If neither of these apply - we don't have a backup of the SMK and there is no original system where we can make one, then we're in some trouble. Not a lot, but we'll have some non-trivial cleanup to do. So let's assess the situation in this case: we don't have a SMK backup and we can't access the SMK, so let's face it: we've lost the SMK; this means we've lost the credentials and linked server passwords encrypted by the SMK - we'll need to regenerate all of these with help from whoever created them. The good part is that we didn't loose the database master keys - unless we managed to also forget the passwords protecting them - that would be quite unfortunate. Because DbMKs are always encrypted by a password, besides a default SMK encryption, the latter can always be fixed as long as we know the DbMK password. So, let's enumerate the steps we need to follow to cleanup the situation:

(a) We need to regenerate the SMK, because the current one is now unrecoverable.

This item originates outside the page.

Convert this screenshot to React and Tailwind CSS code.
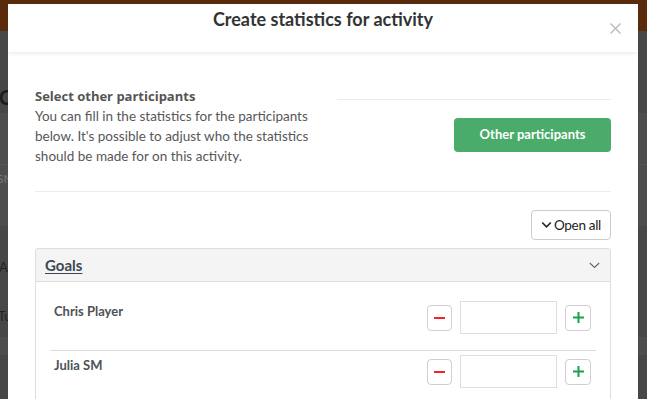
import React from "react";

function Row({ name }) {
  return (
    <div className="flex items-start justify-between pl-[4px] pr-[5px] pt-[4px] pb-[16px] border-b border-[#dcdcdc]">
      <div className="text-[13px] font-bold leading-[20px] text-[#4d5257]">{name}</div>
      <div className="flex items-center gap-[8px]">
        <button className="w-[25px] h-[26px] border border-[#cfcfcf] rounded-[4px] bg-white flex items-center justify-center">
          <span className="block w-[11px] h-[2px] bg-[#f2232e]"></span>
        </button>
        <div className="w-[97px] h-[33px] border border-[#dddde3] bg-white"></div>
        <button className="w-[26px] h-[26px] border border-[#cfcfcf] rounded-[4px] bg-white flex items-center justify-center">
          <svg width="13" height="13" viewBox="0 0 13 13">
            <path d="M6.5 1v11M1 6.5h11" stroke="#18a24a" strokeWidth="2" />
          </svg>
        </button>
      </div>
    </div>
  );
}

export default function App() {
  return (
    <div
      className="relative w-[647px] h-[399px] overflow-hidden bg-[#474747]"
      style={{ fontFamily: "Lato, 'Open Sans', sans-serif" }}
    >
      {/* background page */}
      <div className="flex flex-col">
        <div className="h-[31px] bg-[#5a2a0c]"></div>
        <div className="h-[82px] bg-[#474747] relative">
          <span className="absolute left-[-1px] top-[54px] text-[20px] font-bold leading-[24px] text-[#1c1c1c]">C</span>
        </div>
        <div className="h-[52px] bg-[#4d4d4d] border-b border-[#555]"></div>
        <div className="h-[61px] bg-[#4d4d4d] relative">
          <span className="absolute left-[-3px] top-[6px] text-[12px] leading-[16px] text-[#777]">SM</span>
        </div>
        <div className="h-[111px] bg-[#474747] relative">
          <span className="absolute left-[-1px] top-[32px] text-[13px] leading-[18px] text-[#222]">Ac</span>
          <span className="absolute left-[-2px] top-[81px] text-[13px] leading-[18px] text-[#222]">Tu</span>
        </div>
        <div className="h-[18px] bg-[#4d4d4d]"></div>
        <div className="h-[44px] bg-[#474747]"></div>
      </div>

      {/* modal */}
      <div className="absolute left-[8px] top-[4px] w-[630px] h-[395px] bg-white overflow-hidden">
        <div className="relative h-[48px] shadow-[0_2px_4px_rgba(0,0,0,0.07)] z-10 bg-white">
          <div className="pt-[2px] text-center text-[18px] leading-[26px] font-bold text-[#333]">
            Create statistics for activity
          </div>
          <button className="absolute right-[17px] top-[19px] w-[11px] h-[11px]">
            <svg width="11" height="11" viewBox="0 0 11 11">
              <path d="M0.5 0.5l10 10M10.5 0.5l-10 10" stroke="#b9b9b9" strokeWidth="1.3" />
            </svg>
          </button>
        </div>

        <div className="px-[27px] pt-[34px]">
          <div className="flex items-start pb-[25px] border-b border-[#ececec]">
            <div className="w-[276px] text-[13.5px] leading-[20px] text-[#575757]">
              <div className="font-bold text-[#555]" style={{ fontFamily: "'Open Sans', sans-serif", fontSize: "13px" }}>
                Select other participants
              </div>
              <div>
                You can fill in the statistics for the participants below. It's possible to adjust who the statistics should be made for on this activity.
              </div>
            </div>
            <div className="flex-1 ml-[26px] flex flex-col">
              <div className="mt-[13px] h-px bg-[#ececec]"></div>
              <button className="mt-[18px] self-end w-[157px] h-[34px] rounded-[4px] bg-[#4aab6b] text-white text-[13px] font-bold">
                Other participants
              </button>
            </div>
          </div>

          <div className="flex justify-end mt-[18px]">
            <button className="h-[30px] w-[80px] border border-[#cccccc] rounded-[4px] bg-white flex items-center justify-center gap-[2px] text-[13.5px] text-[#222]">
              <svg width="11" height="8" viewBox="0 0 11 8">
                <path d="M1.2 1.5l4.3 4.3 4.3-4.3" fill="none" stroke="#222" strokeWidth="1.6" />
              </svg>
              <span className="tracking-[-0.3px]">Open all</span>
            </button>
          </div>

          <div className="mt-[8px]">
            <div className="h-[34px] border border-[#dddddd] rounded-t-[3px] bg-[#f4f4f4] flex items-center justify-between pl-[9px] pr-[10px]">
              <span className="text-[15px] font-bold underline underline-offset-[2px] text-[#3a4753]">Goals</span>
              <svg width="11" height="7" viewBox="0 0 11 7">
                <path d="M0.8 1l4.7 4.5 4.7-4.5" fill="none" stroke="#666" strokeWidth="1.1" />
              </svg>
            </div>
            <div className="border-x border-[#dddddd] px-[14px] pt-[15px] h-[200px]">
              <Row name="Chris Player" />
              <Row name="Julia SM" />
            </div>
          </div>
        </div>
      </div>
    </div>
  );
}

So we need to use REGENERATE and the FORCE option to create a new and valid SMK.

(b) For each DbMK that had a SMK encryption, we need to open the DbMK using its password encryption and then we need to re-encrypt the DbMK using the SMK. This is the same kind of step that we would need to do when moving a database from one system to another. Here is the TSQL for it:

OPEN MASTER KEY DECRYPTION BY PASSWORD = 'password'
ALTER MASTER KEY ADD ENCRYPTION BY SERVICE MASTER KEY
CLOSE MASTER KEY

(c) We need now to recreate all credentials and linked server passwords.

The steps above should bring our database system back to normal operational state as far as the SMK is concerned. It's going to be painful to do (c), but that's the price to pay because we didn't have a SMK backup. (b) and (c) need to be done after (a) because they need a valid SMK, but their order can be swapped, i.e. we can do (c) before (b).